Perhaps for that reason, the illusion seemed to only work when the study subjects were asked to touch someone else’s forearm rather than their palm, where there are no CT afferents present under the skin. Similarly, it didn’t work when the participants were asked to touch a piece of cotton over someone’s skin and their own, with the cotton feeling as equally soft in either circumstance.

The authors believe that the illusion may provide more of an explanation for why people - and perhaps other mammals - are eager to touch one another.
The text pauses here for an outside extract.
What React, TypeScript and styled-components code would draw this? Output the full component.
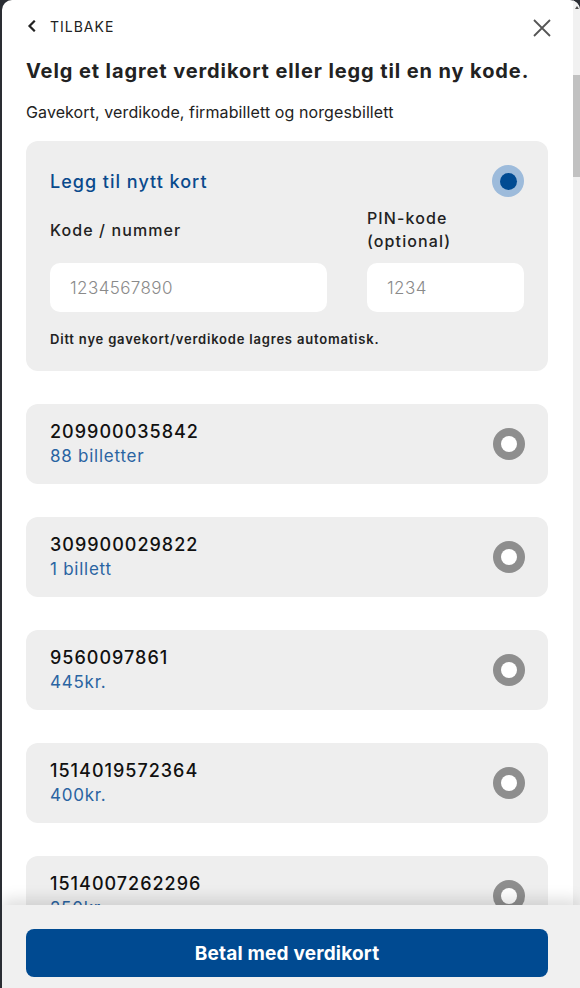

“[T]his novel illusion leads to the first demonstration in humans of the hedonic benefits of social touch for the touch provider,” the authors concluded. “Recent research suggests that softness and smoothness are rewarding tactile attributes that act as reinforcers of behavior and, in opposition to other tactile cues, have been found to produce larger activation in reward and affective brain circuits than in primary sensory areas.”

And in turn, the rewarding sensations we receive from touching and being touched by others makes us likely to seek out and reinforce our social bonds.

About the only thing that didn’t feel better about touching someone else was the subjects’ comfort level, since it wasn’t significantly different whether they were touching their own forearm skin or someone else’s.

That particular quirk, however, may have more to do with the study’s design, since the subjects had to touch a stranger’s skin while the rest of their body was kept hidden from them. The authors are hopeful that they can test out how the illusion works when it comes to friends and partners, as well as further explore the mechanisms behind affective touch.